There are also many opportunities for new research when we tease out different types of social networks. What if we overlay the different types of social networks? Can we get a better sense of how someone manages their social network? Can we see new structural properties that give us new insights into how people connect, share information, gather support, etc.? So many possibilities!
I’m super excited that so many people from so many fields are getting interested in social networks, but I’m also scared that there are a lot of assumptions flying around that make it difficult to make sense of people’s contributions to this emergent field. Increasingly, I see sociologists and computer scientists and mathematician and economists outright dismiss work outside of their field as “wrong.” I think that part of the problem is that we’re each failing to account for what we can and cannot say based on the types of analysis we’re doing. And I think that we often talk past one another because we’re all talking about social networks but we’re talking about different social networks. In accounting for three types of social networks here, I’m not trying to be all-inclusive, but I am trying to point out that there are differences and that we cannot assume transitivity either in terms of structure or theory. If we can find a way to better identify what kinds of social networks we’re talking about and when and where what theories apply, I think that we’ll go a long way in bridging different intellectual discourses.

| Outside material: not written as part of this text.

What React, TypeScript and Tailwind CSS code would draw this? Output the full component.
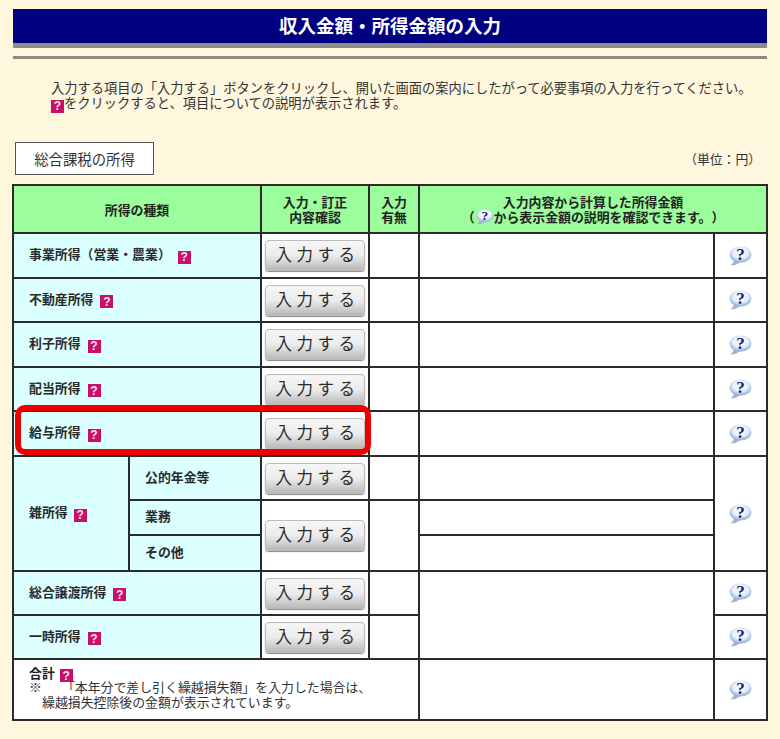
import React from 'react';

const cjk = { fontFamily: '"Noto Sans CJK JP", sans-serif' };

const HelpMark: React.FC<{ className?: string }> = ({ className = '' }) => (
  <span
    className={`inline-flex h-[13px] w-[13px] items-center justify-center bg-[#c8106a] align-[-2px] text-[12px] leading-none font-bold text-[#ffe0f0] ${className}`}
    style={{ fontFamily: '"Liberation Sans", sans-serif' }}
  >
    ?
  </span>
);

const Bubble: React.FC<{ small?: boolean }> = ({ small }) => (
  <svg
    viewBox="0 0 24 20"
    className={small ? 'inline-block h-[16px] w-[19px] align-[-3px]' : 'mx-auto block h-[20px] w-[24px] -translate-x-[1px]'}
  >
    <defs>
      <radialGradient id="bub" cx="50%" cy="40%" r="62%">
        <stop offset="0%" stopColor="#ffffff" />
        <stop offset="55%" stopColor="#e6effa" />
        <stop offset="100%" stopColor="#7ea4d6" />
      </radialGradient>
    </defs>
    <path d="M6 14 C5.500 16.500 4 18 2.500 19.500 C6 19.500 10 18.500 12 16 Z" fill="#a3b5ca" />
    <ellipse cx="12.500" cy="8.500" rx="11" ry="8" fill="url(#bub)" />
    <text
      x="12.500"
      y="14"
      textAnchor="middle"
      fontSize="17"
      fontWeight="700"
      fill="#101c78"
      style={{ fontFamily: '"Liberation Serif", serif' }}
    >
      ?
    </text>
  </svg>
);

const InputButton = () => (
  <button className="mx-auto flex h-[31px] w-[100px] items-center justify-center rounded-[4px] border border-[#bbb] bg-gradient-to-b from-[#f6f6f6] via-[#ececec] to-[#b9b9b9] pb-[2px] pl-[5px] text-[16.5px] tracking-[4.5px] text-[#2b2b2b] shadow-[0_1px_1px_#888]">
    入力する
  </button>
);

const cell = 'border-2 border-[#2b2b2b]';
const head = `${cell} bg-[#9cfd9c] text-center text-[12.9px] leading-[15px] font-bold text-[#222]`;
const label = `${cell} bg-[#dcffff] pb-[3px] pl-[15px] text-[12.9px] font-bold text-[#2a2a2a]`;
const plain = `${cell} bg-white`;

const simpleRows = [
  { name: '事業所得\uFF08営業・農業\uFF09', h: 'h-[45px]' },
  { name: '不動産所得', h: 'h-[44px]' },
  { name: '利子所得', h: 'h-[45px]' },
  { name: '配当所得', h: 'h-[44px]' },
  { name: '給与所得', h: 'h-[45px]' },
];

export default function App() {
  return (
    <div
      className="relative h-[739px] w-[780px] overflow-hidden bg-[#fff6de] text-[#333] [text-spacing-trim:space-all]"
      style={cjk}
    >
      <div className="px-[13px] pt-[9px]">
        <h1 className="flex h-[39px] items-center justify-center border-b-[5px] border-[#8c8c8c] bg-[#000080] text-[18.5px] font-bold text-white">
          収入金額・所得金額の入力
        </h1>
        <div className="mt-[8px] h-[3px] bg-[#8a8a80]" />
      </div>

      <div className="mt-[21px] pl-[51px] text-[13.25px] leading-[15px]">
        <p className="h-[15px]">入力する項目の「入力する」ボタンをクリックし、開いた画面の案内にしたがって必要事項の入力を行ってください。</p>
        <p className="h-[15px]">
          <HelpMark />
          をクリックすると、項目についての説明が表示されます。
        </p>
      </div>

      <div className="mt-[32px] flex items-center justify-between pr-[19px] pl-[15px]">
        <div className="flex h-[33px] w-[139px] items-center justify-center border border-[#555] bg-white text-[14.4px]">
          総合課税の所得
        </div>
        <span className="text-[12.8px]">{'\uFF08単位\uFF1A円\uFF09'}</span>
      </div>

      <div className="mt-[9px] px-[12px]">
        <table className="w-[754px] table-fixed border-collapse">
          <colgroup>
            <col className="w-[116px]" />
            <col className="w-[132px]" />
            <col className="w-[108px]" />
            <col className="w-[50px]" />
            <col className="w-[295px]" />
            <col className="w-[53px]" />
          </colgroup>
          <tbody>
            <tr className="h-[48px]">
              <th colSpan={2} className={head}>所得の種類</th>
              <th className={head}>入力・訂正<br />内容確認</th>
              <th className={head}>入力<br />有無</th>
              <th colSpan={2} className={head}>
                入力内容から計算した所得金額<br />
                {'\uFF08'}<Bubble small />{'から表示金額の説明を確認できます。\uFF09'}
              </th>
            </tr>
            {simpleRows.map((row) => (
              <tr key={row.name} className={row.h}>
                <td colSpan={2} className={label}>
                  {row.name} <HelpMark className="ml-[4px]" />
                </td>
                <td className={plain}><InputButton /></td>
                <td className={plain} />
                <td className={plain} />
                <td className={plain}><Bubble /></td>
              </tr>
            ))}
            <tr className="h-[44px]">
              <td rowSpan={3} className={label}>
                雑所得 <HelpMark className="ml-[3px]" />
              </td>
              <td className={label}>公的年金等</td>
              <td className={plain}><InputButton /></td>
              <td className={plain} />
              <td className={plain} />
              <td rowSpan={3} className={plain}><Bubble /></td>
            </tr>
            <tr className="h-[35px]">
              <td className={label}>業務</td>
              <td rowSpan={2} className={plain}><InputButton /></td>
              <td rowSpan={2} className={plain} />
              <td className={plain} />
            </tr>
            <tr className="h-[36px]">
              <td className={label}>その他</td>
              <td className={plain} />
            </tr>
            <tr className="h-[44px]">
              <td colSpan={2} className={label}>
                総合譲渡所得 <HelpMark className="ml-[4px]" />
              </td>
              <td className={plain}><InputButton /></td>
              <td className={plain} />
              <td rowSpan={2} className={plain} />
              <td className={plain}><Bubble /></td>
            </tr>
            <tr className="h-[44px]">
              <td colSpan={2} className={label}>
                一時所得 <HelpMark className="ml-[4px]" />
              </td>
              <td className={plain}><InputButton /></td>
              <td className={plain} />
              <td className={plain}><Bubble /></td>
            </tr>
            <tr className="h-[61px]">
              <td colSpan={4} className={`${plain} pb-[4px] pl-[15px] text-[12.9px] leading-[14.5px] text-[#333]`}>
                <div className="h-[14.5px] font-bold text-[#222]">
                  合計 <HelpMark className="ml-[2px]" />
                </div>
                <div>
                  ※<span className="ml-[20px]">「本年分で差し引く繰越損失額」を入力した場合は、</span>
                </div>
                <div className="pl-[13px]">繰越損失控除後の金額が表示されています。</div>
              </td>
              <td className={plain} />
              <td className={plain}><Bubble /></td>
            </tr>
          </tbody>
        </table>
      </div>

      {/* 給与所得の行を囲む赤枠 */}
      <div className="absolute top-[405px] left-[15px] h-[50px] w-[356px] rounded-[10px] border-[6px] border-[#ee0000]" />
    </div>
  );
}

We do ourselves an intellectual disservice when we assume that these different types of networks are interchangeable or that studying one automatically tells us about another. Most scholars get this, even when they’re quoted out of context by journalists to suggest otherwise (see
Cameron Marlow). But I get the sense that a lot of journalists, marketers, advertisers, politicians, and everyday folks don’t. This is a problem.
Those who treat different social networks interchangeably project properties onto the network they’re analyzing that don’t hold. People aren’t inherently cool or connectors because they have a lot of Friends on a social network site. Bus drivers and waitresses are much more likely to encounter more new people on a daily basis than executives, but this doesn’t mean that they have more social capital. People who email regularly do not necessarily have strong tie strength.
This is not to say that structural information in behavioral social networks or publicly articulated social networks may not work as a proxy for personal networks. Perhaps the networks derived from a particular social media tool or through a particular channel of communication do actually provide insight into a person’s personal network. There are great ways to empirically test this hypothesis involving the combination of structural analysis and interviewing. But you cannot simply assume that they are meaningful proxies just because they are both social networks.